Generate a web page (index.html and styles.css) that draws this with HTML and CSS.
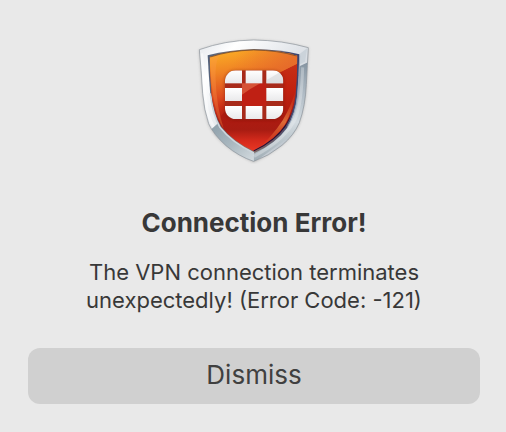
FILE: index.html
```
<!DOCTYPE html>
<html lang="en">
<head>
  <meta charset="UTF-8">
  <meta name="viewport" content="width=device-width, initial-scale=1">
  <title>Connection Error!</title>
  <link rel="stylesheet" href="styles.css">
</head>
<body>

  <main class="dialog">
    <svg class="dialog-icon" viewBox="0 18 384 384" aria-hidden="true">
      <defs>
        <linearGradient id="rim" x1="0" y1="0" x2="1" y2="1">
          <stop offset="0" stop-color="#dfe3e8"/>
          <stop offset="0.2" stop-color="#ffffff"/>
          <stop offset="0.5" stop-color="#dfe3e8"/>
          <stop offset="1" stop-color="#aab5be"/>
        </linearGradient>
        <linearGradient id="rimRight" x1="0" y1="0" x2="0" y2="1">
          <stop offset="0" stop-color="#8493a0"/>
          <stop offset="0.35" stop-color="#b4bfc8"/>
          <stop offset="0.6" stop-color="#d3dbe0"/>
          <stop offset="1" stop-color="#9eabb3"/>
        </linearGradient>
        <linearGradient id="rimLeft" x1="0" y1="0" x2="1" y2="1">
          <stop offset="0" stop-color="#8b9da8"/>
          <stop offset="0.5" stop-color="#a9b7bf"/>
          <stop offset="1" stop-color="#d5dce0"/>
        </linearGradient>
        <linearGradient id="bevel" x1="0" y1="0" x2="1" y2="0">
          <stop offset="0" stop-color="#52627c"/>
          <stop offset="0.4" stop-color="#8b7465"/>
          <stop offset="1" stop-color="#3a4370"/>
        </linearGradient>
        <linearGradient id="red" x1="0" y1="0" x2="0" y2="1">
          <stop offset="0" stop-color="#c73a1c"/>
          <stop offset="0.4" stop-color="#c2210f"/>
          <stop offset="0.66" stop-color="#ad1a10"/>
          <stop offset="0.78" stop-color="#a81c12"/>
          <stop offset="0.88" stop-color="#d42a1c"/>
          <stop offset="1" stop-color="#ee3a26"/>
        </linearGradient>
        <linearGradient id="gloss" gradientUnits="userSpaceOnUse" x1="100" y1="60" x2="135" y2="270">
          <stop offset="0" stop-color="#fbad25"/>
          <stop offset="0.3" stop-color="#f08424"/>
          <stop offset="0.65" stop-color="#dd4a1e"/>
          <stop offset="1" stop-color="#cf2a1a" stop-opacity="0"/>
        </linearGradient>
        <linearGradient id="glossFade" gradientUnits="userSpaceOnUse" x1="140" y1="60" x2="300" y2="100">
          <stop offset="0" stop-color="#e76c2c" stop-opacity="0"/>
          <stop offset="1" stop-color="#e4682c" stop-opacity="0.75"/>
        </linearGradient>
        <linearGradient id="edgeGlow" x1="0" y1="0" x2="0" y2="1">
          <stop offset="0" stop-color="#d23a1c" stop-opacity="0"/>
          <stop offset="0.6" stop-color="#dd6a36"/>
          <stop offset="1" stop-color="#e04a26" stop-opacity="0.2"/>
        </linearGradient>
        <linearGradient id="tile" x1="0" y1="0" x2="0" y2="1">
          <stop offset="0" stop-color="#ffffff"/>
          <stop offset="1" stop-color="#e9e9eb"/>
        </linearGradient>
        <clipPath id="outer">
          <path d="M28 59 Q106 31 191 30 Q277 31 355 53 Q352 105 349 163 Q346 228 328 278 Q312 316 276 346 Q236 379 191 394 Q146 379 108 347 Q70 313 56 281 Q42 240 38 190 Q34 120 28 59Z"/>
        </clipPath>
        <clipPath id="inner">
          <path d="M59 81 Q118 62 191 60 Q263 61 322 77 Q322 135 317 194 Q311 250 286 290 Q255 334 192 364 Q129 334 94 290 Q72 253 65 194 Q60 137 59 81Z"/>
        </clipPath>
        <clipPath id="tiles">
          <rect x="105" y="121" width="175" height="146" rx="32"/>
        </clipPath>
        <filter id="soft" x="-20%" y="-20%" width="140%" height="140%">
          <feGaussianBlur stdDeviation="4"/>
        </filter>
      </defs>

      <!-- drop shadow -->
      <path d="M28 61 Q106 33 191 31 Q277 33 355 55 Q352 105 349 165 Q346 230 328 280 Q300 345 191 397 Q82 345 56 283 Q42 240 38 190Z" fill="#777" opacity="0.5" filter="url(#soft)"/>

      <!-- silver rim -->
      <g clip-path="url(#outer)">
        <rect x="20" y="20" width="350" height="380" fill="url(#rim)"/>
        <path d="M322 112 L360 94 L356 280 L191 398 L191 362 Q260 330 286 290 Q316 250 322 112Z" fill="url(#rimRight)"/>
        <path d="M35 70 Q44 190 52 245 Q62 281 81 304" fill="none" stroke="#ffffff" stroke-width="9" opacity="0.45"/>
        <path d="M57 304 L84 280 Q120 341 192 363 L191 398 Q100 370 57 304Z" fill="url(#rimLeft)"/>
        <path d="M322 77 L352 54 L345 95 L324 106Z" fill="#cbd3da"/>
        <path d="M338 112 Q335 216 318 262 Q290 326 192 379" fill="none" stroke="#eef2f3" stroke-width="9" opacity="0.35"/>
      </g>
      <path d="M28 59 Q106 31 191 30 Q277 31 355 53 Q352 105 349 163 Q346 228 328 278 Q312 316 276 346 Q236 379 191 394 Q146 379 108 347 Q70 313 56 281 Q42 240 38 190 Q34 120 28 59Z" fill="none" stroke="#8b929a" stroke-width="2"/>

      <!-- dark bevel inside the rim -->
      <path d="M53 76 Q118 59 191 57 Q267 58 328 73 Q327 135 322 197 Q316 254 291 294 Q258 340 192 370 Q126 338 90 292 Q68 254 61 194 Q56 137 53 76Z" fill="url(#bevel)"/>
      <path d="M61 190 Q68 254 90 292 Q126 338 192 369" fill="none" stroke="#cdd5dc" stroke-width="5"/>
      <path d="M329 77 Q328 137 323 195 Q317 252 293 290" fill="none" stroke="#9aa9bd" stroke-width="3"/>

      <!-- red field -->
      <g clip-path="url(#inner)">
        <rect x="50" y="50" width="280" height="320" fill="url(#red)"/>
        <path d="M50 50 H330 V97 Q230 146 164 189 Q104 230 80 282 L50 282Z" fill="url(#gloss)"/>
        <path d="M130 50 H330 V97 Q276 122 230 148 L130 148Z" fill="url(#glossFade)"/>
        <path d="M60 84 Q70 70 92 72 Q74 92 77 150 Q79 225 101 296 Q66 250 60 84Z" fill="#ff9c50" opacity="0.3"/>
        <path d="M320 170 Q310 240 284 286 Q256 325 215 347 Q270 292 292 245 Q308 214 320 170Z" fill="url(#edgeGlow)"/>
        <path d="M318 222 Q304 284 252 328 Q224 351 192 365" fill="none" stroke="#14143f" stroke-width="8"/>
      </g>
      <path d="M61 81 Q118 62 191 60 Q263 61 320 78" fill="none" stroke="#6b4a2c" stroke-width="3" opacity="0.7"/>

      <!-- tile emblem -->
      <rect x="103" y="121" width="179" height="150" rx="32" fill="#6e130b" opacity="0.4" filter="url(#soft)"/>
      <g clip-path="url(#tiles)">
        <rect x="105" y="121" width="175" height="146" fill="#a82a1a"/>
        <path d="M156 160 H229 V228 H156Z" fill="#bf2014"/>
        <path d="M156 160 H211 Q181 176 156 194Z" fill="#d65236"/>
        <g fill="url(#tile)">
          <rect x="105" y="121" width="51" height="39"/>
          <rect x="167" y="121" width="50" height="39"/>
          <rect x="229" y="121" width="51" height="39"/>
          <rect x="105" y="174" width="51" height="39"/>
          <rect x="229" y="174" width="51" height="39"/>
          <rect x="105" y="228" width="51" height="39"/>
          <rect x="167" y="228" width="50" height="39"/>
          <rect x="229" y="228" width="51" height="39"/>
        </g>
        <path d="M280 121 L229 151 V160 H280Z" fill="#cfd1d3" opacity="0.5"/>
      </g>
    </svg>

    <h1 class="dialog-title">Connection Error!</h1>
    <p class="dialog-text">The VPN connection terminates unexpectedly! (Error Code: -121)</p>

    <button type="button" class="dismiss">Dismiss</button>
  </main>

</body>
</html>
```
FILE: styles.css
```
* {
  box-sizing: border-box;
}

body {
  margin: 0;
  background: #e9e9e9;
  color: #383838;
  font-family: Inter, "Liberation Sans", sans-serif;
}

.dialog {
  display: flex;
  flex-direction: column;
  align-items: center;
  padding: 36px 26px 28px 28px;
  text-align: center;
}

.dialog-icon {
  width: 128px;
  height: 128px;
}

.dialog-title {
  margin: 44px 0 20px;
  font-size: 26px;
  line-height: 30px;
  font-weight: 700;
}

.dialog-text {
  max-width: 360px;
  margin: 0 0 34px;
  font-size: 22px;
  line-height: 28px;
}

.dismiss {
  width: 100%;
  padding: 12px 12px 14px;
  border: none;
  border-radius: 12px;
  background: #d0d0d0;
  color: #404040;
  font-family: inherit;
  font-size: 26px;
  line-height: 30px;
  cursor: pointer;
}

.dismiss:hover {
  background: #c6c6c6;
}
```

----

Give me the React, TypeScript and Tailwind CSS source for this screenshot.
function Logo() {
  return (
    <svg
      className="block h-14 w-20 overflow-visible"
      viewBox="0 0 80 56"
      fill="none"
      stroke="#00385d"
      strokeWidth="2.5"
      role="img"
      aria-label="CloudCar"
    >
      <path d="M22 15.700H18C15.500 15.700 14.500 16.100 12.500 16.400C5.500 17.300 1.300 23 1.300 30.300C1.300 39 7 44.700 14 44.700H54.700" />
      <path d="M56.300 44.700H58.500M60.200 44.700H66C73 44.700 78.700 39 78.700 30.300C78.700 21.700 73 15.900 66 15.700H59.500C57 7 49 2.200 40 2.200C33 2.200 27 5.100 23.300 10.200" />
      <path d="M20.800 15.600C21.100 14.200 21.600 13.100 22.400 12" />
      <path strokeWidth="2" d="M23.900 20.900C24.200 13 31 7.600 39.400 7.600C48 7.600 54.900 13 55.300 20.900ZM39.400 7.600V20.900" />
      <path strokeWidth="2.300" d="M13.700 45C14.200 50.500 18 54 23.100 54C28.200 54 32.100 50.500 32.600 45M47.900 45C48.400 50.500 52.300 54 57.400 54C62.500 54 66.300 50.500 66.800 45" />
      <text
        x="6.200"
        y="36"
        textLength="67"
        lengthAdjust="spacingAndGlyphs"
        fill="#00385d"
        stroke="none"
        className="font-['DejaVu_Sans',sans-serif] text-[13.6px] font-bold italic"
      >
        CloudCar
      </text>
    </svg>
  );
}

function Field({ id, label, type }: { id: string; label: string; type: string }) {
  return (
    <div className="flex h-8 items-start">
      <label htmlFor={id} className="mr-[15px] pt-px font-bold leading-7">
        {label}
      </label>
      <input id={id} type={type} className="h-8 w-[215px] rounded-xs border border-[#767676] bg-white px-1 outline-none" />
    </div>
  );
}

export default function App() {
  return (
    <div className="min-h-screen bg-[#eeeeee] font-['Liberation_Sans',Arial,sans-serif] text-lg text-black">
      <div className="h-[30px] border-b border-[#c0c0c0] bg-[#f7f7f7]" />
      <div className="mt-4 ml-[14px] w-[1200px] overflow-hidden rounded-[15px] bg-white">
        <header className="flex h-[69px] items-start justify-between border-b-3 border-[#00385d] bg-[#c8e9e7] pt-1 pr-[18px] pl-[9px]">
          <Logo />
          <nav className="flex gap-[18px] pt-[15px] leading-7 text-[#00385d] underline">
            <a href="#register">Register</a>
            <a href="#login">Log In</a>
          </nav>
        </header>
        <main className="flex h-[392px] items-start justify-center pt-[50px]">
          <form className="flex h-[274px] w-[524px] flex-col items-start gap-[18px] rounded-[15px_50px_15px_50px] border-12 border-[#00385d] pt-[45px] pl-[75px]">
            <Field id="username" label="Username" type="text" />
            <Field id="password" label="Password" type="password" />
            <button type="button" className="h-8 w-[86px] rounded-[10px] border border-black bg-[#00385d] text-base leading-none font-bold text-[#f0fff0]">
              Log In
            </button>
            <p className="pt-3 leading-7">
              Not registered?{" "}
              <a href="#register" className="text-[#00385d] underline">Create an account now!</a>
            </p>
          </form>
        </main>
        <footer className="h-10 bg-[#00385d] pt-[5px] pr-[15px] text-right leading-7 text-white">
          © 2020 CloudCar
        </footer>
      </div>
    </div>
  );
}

----

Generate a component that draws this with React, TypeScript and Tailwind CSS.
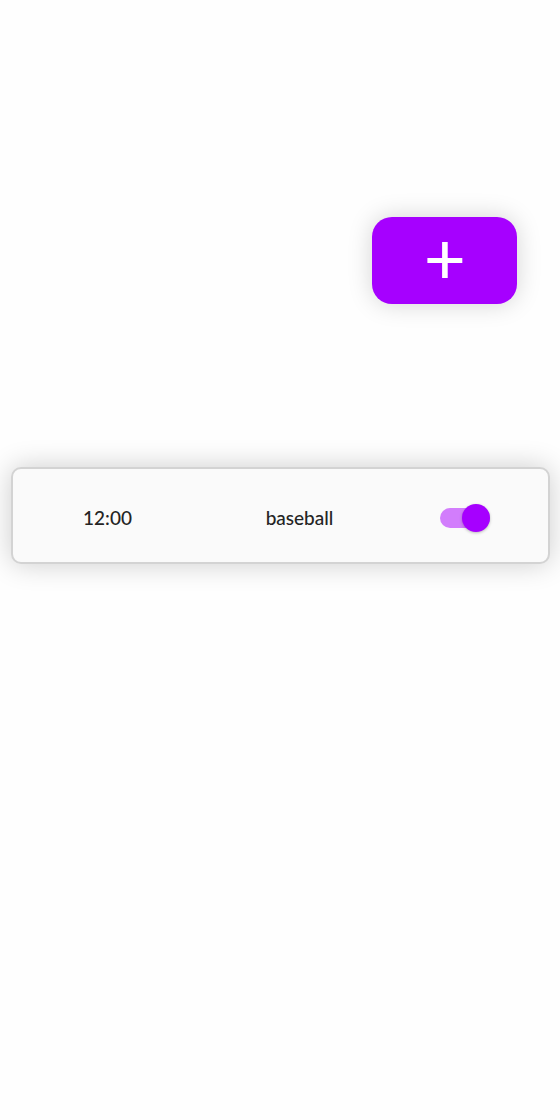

----

Gather all lines with the string "index" from the data.

Generate a web page (index.html and styles.css) that draws this with HTML and CSS.
FILE: index.html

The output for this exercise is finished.